Beliefnet
Doing Life Together

2573762303_365ac020f8_bI spoke to a woman who hasn’t talked to her mother for most of the year. She is angry at the way she is treated. Because of her anger, she is refusing to see her mom at Christmas. “I want to make her feel like she does me–unimportant and rejected. But I am guessing you are going to tell me this isn’t a good response.”

She’s right. She claims to be a follower of Christ. Can treating her mother like she has been treated be a Christian response? We spent a few minutes in 1 Corinthians 13– a chapter used frequently at weddings, but a powerful chapter on how we are to treat each other every day of the year. Families are no exception. They are often our laboratory of learning!

Love is patient, love is kind. It does not envy, it does not boast, it is not proud.  It does not dishonor others, it is not self-seeking, it is not easily angered, it keeps no record of wrongs.  Love does not delight in evil but rejoices with the truth. It always protects, always trusts, always hopes, always perseveres.

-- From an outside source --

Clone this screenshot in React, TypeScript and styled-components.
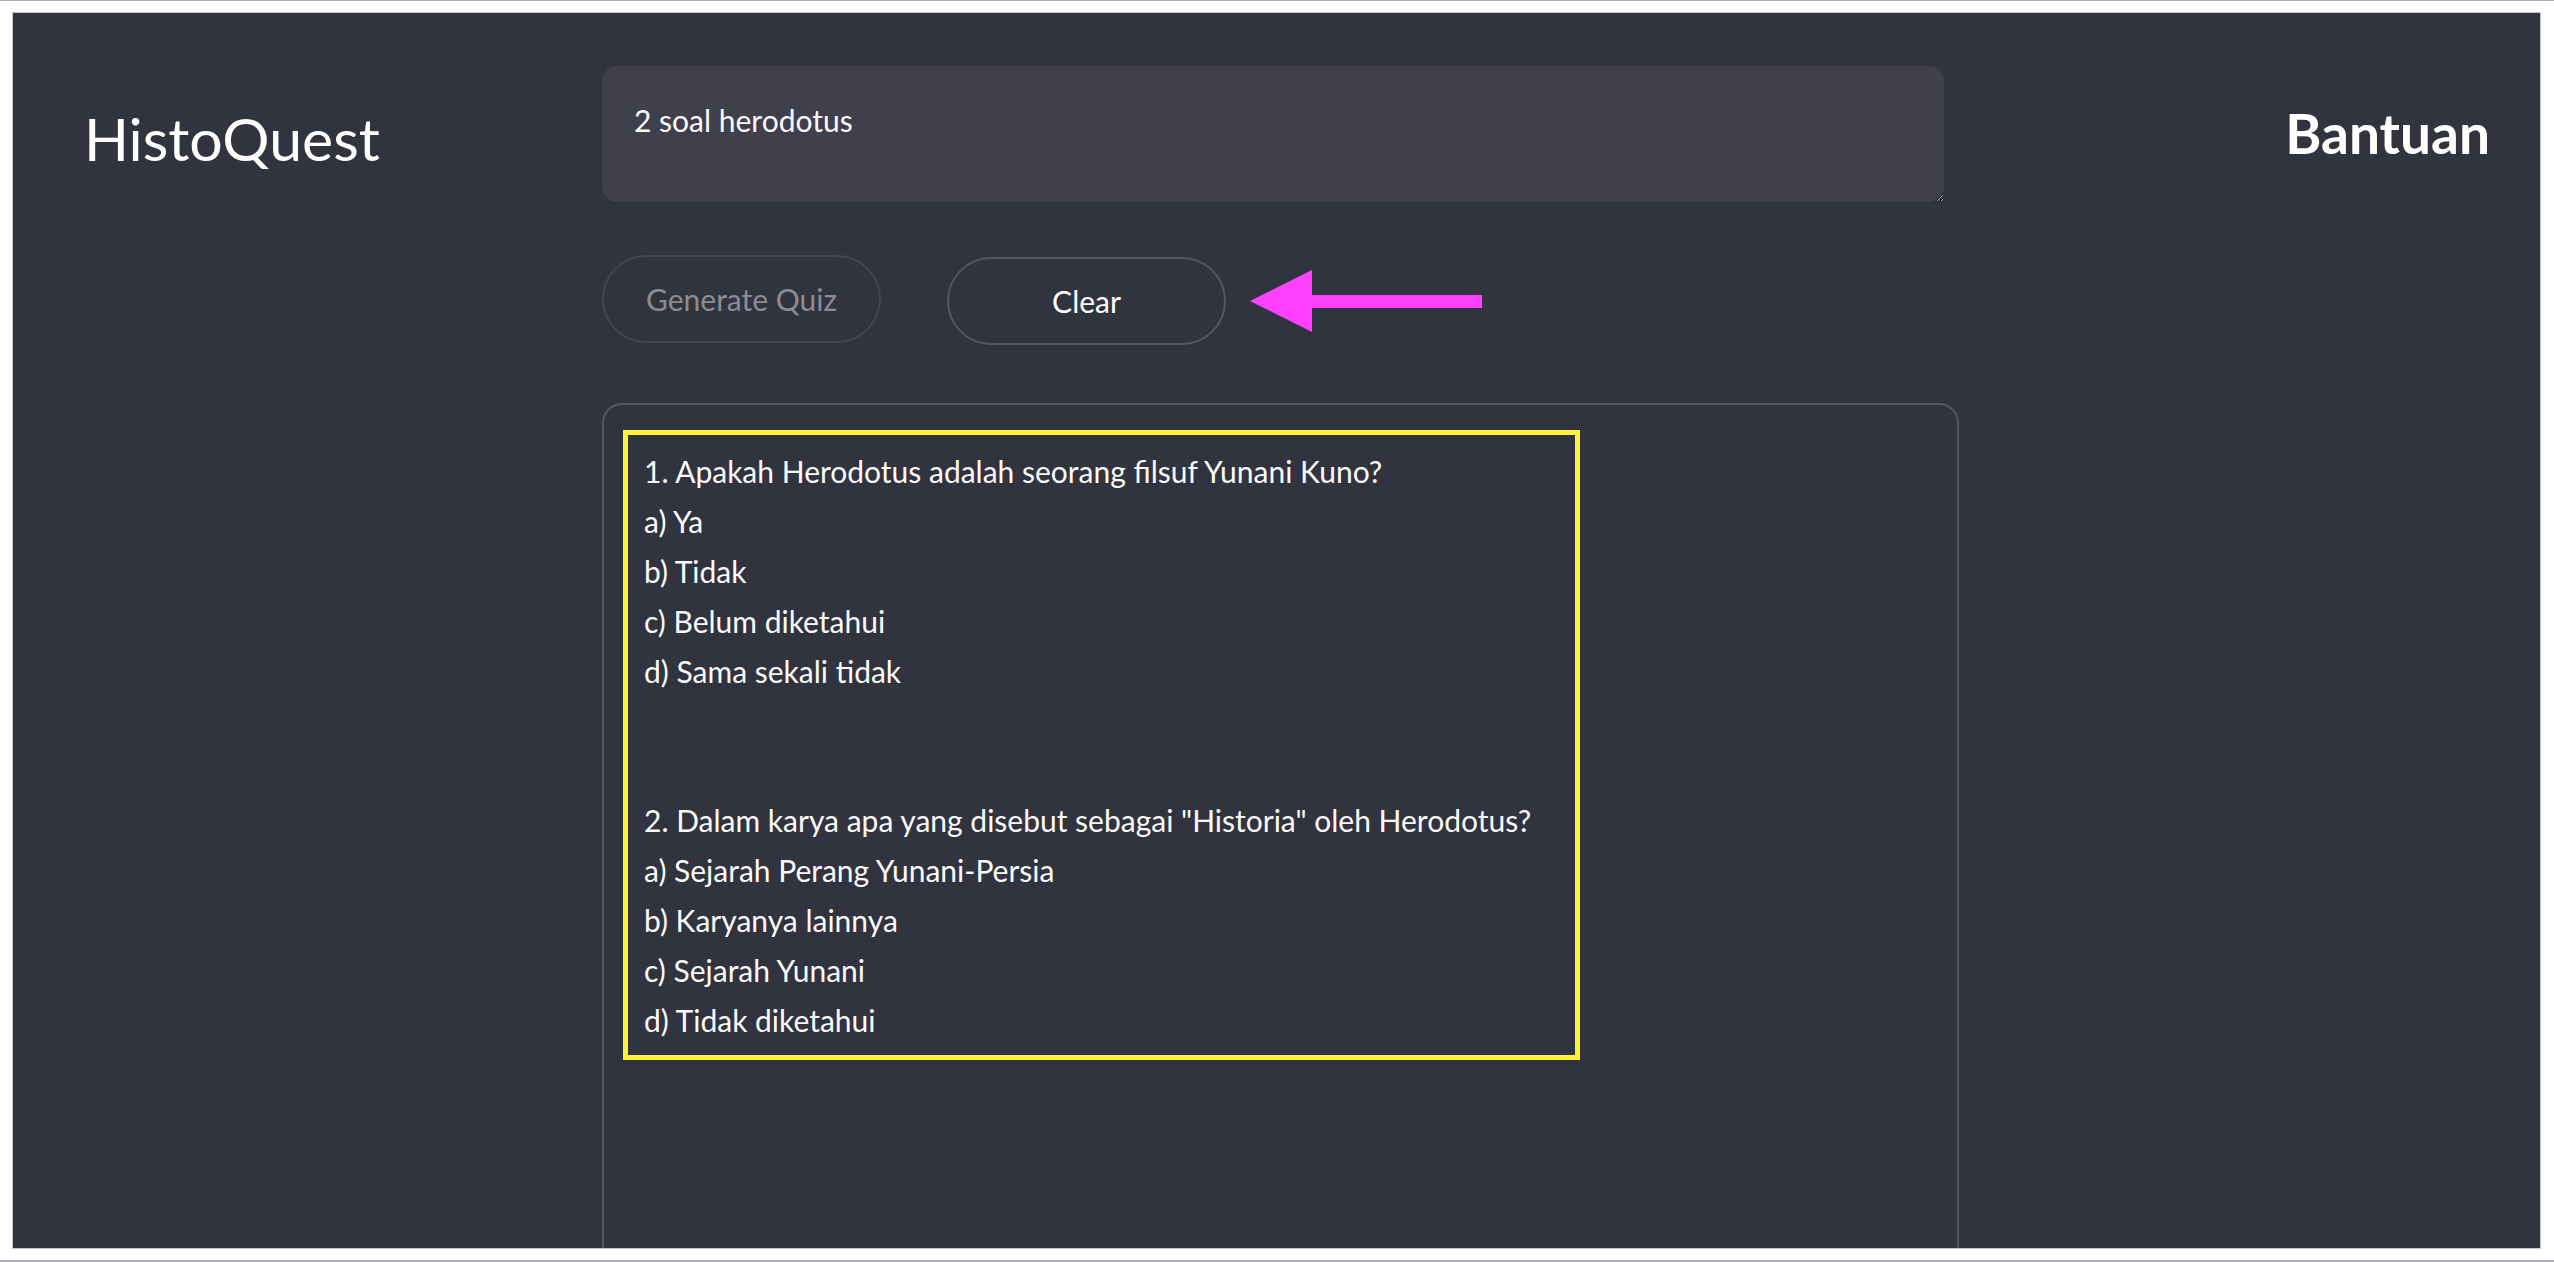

We are to love our family as we have been loved by God. This holiday season, consider how to love your family with God’s love. What does that look like? What does that mean for you? Possibly one of these seven:

1) Love does not keep a record of wrongs. Even when we’ve been wronged, we are not to repay evil with evil. Love doesn’t keep score, it doesn’t try to even, it offers forgiveness.

2) Love means we have been given God’s grace even though we aren’t worthy. God pursued us when we didn’t deserve it. He sent His Son to pay for our sins. Shouldn’t we do the same by pursuing those who are not worthy?

3) Love bears all things. Even though Jesus knows us inside out, he still forgives our guilt. He is our example to bear all things.

4) Love demands we sometimes lay aside our preferences and bless someone even when we don’t feel like it. With difficult family, we rarely feel like blessing them, yet this is the challenge.

5) Love pushes us to let go of offense and  persevere in difficult relationships.

6) Love refuses to jump to conclusions and prompts us to reconcile when we can.

7) Love requires kindness be given– even to those who attack us.

Love is challenging us to love our upsetting families with the same love that has been given to us through Jesus Christ. I”m not suggesting this is easy, but with the power of the Holy Spirit in us, it can be done.